Think of all of the words used in book titles used to describe congregational ministry today: Transformational Church, Missional Church, Healthy Church, Organic Church, Simple Church, Connectional Church, Purpose-Driven Church, Blessed Church and the list goes on! There is much in these kinds of books that is of immense help to us in working for the vitality of congregational life and the impact and influence of the church in the world.

It is easy to be consumed by a how-to approach to church life or by the strengths and weakness of the well-known personalities that lead the church of today. That's why it is also easy for us to lose sight of the most basic fact of church vitality expressed by Jesus: “I will build my church.” Jesus literally is the church’s one foundation and our utter dependence on his work is far more significant than all of the "how-to" books and leading personalities put together.

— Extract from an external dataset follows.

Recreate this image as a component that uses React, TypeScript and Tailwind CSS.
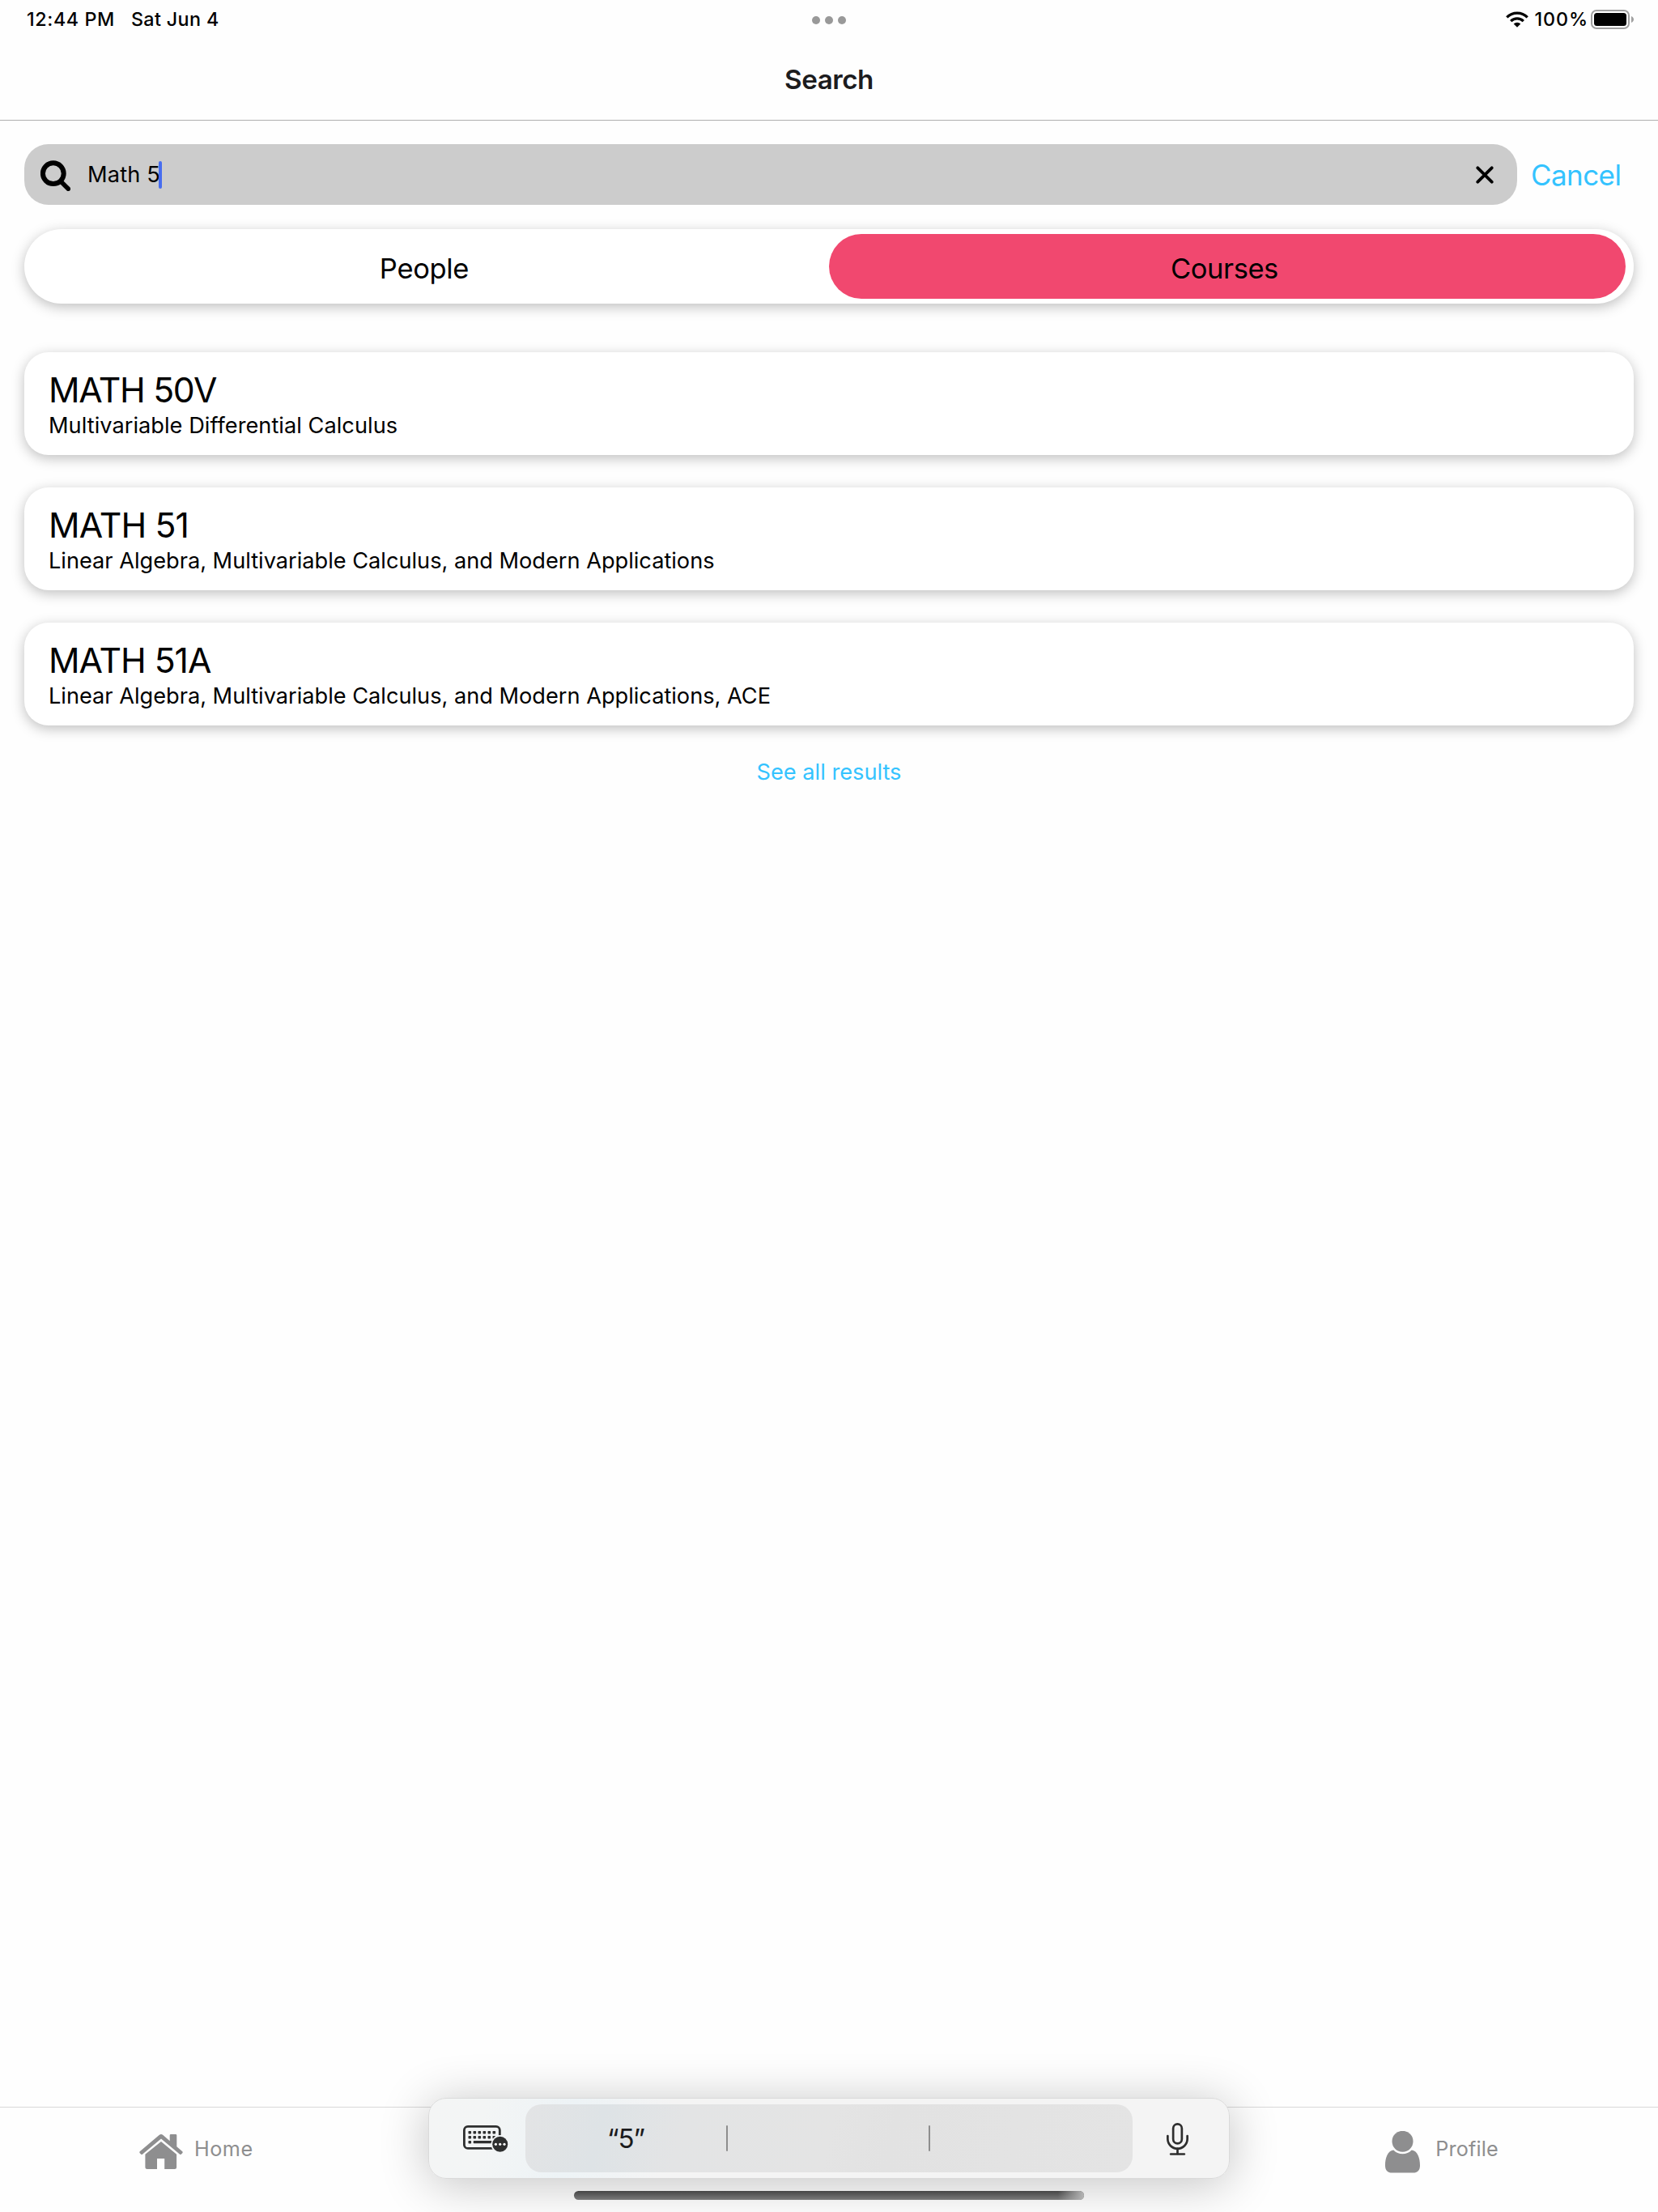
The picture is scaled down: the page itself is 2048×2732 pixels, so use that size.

I have been enjoying the wonderful devotional book by Carlo Carretto, I, Francis, in which Carretto expresses the story of the call and passion of Francis of Assisi through the words of Francis himself. In speaking of the fallibility of church leaders and the work of Christ in the church, Carretto has Assisi say:

"It was not the result of human virtue, but of the love of God, which, in spite of human beings’ little virtue and their infantile mistakes, will succeed, with his invincible will, in leading his people to their goal."

In establishing Moses, Saint Peter, and Innocent III (the Pope of Francis’ day) as heads of his people, God did not remove from them their hardness of mind or the dross of their heart—but in spite of the hardness and dross he guaranteed his people that they would reach the Kingdom.

It was not a matter of switching leaders, then, and founding another Church. It was a matter of believing that the Church had already been founded, and that we should trust in the Spirit that guided Peter...

While we use the "how-to" resources available to us and as fallible leaders who do their humble best we are well-reminded that the church is not about us but about the Lord of life.

So ask yourself, “For what have I prayed for the congregation I serve in the last seven days?” Did you even pray for it? And if you did pray for the congregation, were your prayers focused only on the well-being of people with various needs and or did you also pray specifically for the vitality of the congregation you are a part of and its ministry to your community and world? Since the ultimate vitality of the church is the work of Christ among us, an excellent way for us to participate in the building of Christ’s church is to make a serious prayer life on behalf of the church and community we serve.